Stories of Change
Top: Alodia and Cristobal in their garden where they have grown their own watermelons. Middle: Estelvina, producer of honey and handcrafts. Bottom: Women in training on planting seeds and food production
Paraguayan Indigenous Communities are Seeding Knowledge
Studying is opening a door of possibilities for people in the Lower Chaco region (Paraguay). The indigenous women of this region tell us about their achievements.
One of the greatest wishes of Teresa Benítez, a resident of El Espinillo, Paraguay, is “to study, to know the letters A, B, and the other letters as well.” She is 76 years old, plants vegetables, produces honey and lives with her husband and two children in El Espinillo.
Jorgelina Flores and a group of women from the Yakye Acá community have expressed the same need: “We want to read and write, and not die doing our signature with fingerprints.” And in the Sawhoyamaxa community, Mariana Ayala comments that “it is time to wake up and assert our rights for the education of our children.”
These women are all part of the project called “Comprehensive Rural Development in Indigenous Communities of the Lower Chaco region, in Paraguay.” The program is implemented by CWS through our local partner, Pastoral Social Diocesana de Benjamín Aceval, with the support of Growing Hope Globally.
The program includes planting trees, digging wells in low water areas, indigenous health and other vital aspects for the communities of the region. There is also training in human, civil and political rights, agriculture and beekeeping production.
Before participating in the training on planting seeds and food production, Alodia González did not know how to create income for her family. With knowledge on agriculture and beekeeping, she led the production process of the community garden and began to make honey.
The honey production process began in September 2021 and ended with the last harvest in February 2022.
“With a good production of honey, we are generating significant economic income to support our families. We harvest the honey from the bee boxes and sell it here in the community, or we manage to sell it at fairs in Asunción [Paraguay’s capital],” Alodia said. She added that “with the garden, we are able to eat lettuce, parsley and other vegetables produced by us.”
In 2021 the hot season damaged the orchards and delayed the growth of the planted vegetables. Despite this, the planting of fruit trees (390) such as lemon, orange, tangerine, grapefruit and mango was able to start again shortly after.
Alodia’s community also received wire mesh to fence the community garden. They also got tools, seeds, and technical assistance for the preparation of food from cultivated products. In total, 11 orchards were activated with the participation of 75 families.
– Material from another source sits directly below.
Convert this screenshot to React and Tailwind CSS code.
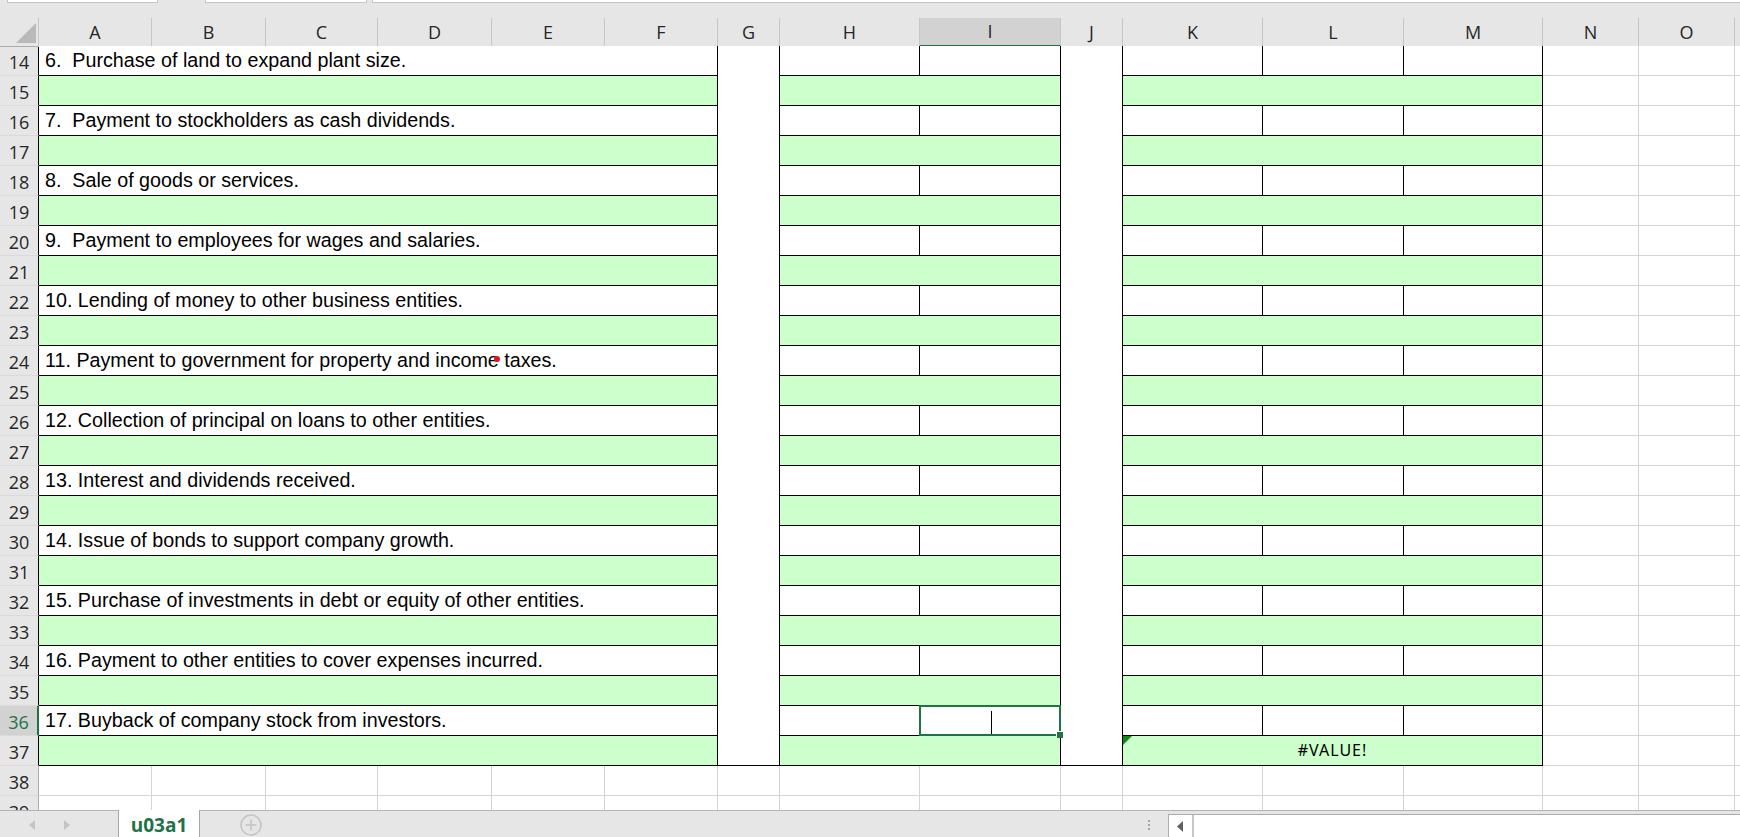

These activities take place in six indigenous communities: San Fernando, Laguna Pato, Monte Alto, Espinillo, Yakye Axa and Sawhoyamaxa.
“We save our seeds, and now all the seeds that we planted and collected last year are growing,” Herminia González says. She is an agricultural producer from the Lolaico Guasu village, in Laguna Pato community.
One of the biggest challenges continues to be the lack of water for human consumption and production during long periods of drought. Thus, to increase the number of water sources in 15 villages, 24 shallow wells were dug. Ten of these shallow wells will supply the most affected communities in drought and scarcity of rainwater. A total of 301 families benefited.
“For education to improve in all communities, we must all unite,” Leonardo Martínez said. He is one of the leaders of the village 26 de Junio, Espinillo.
As part of the project, 520 families also receive support and donations, given the necessities for the pandemic. 12 kg non-perishable food items have been donated in places where access is most difficult because there are no roads.
This year, one of the goals of Pastoral Diocesana de Benjamín Aceval is to continue empowering community members so that they can self-manage their productions and crops.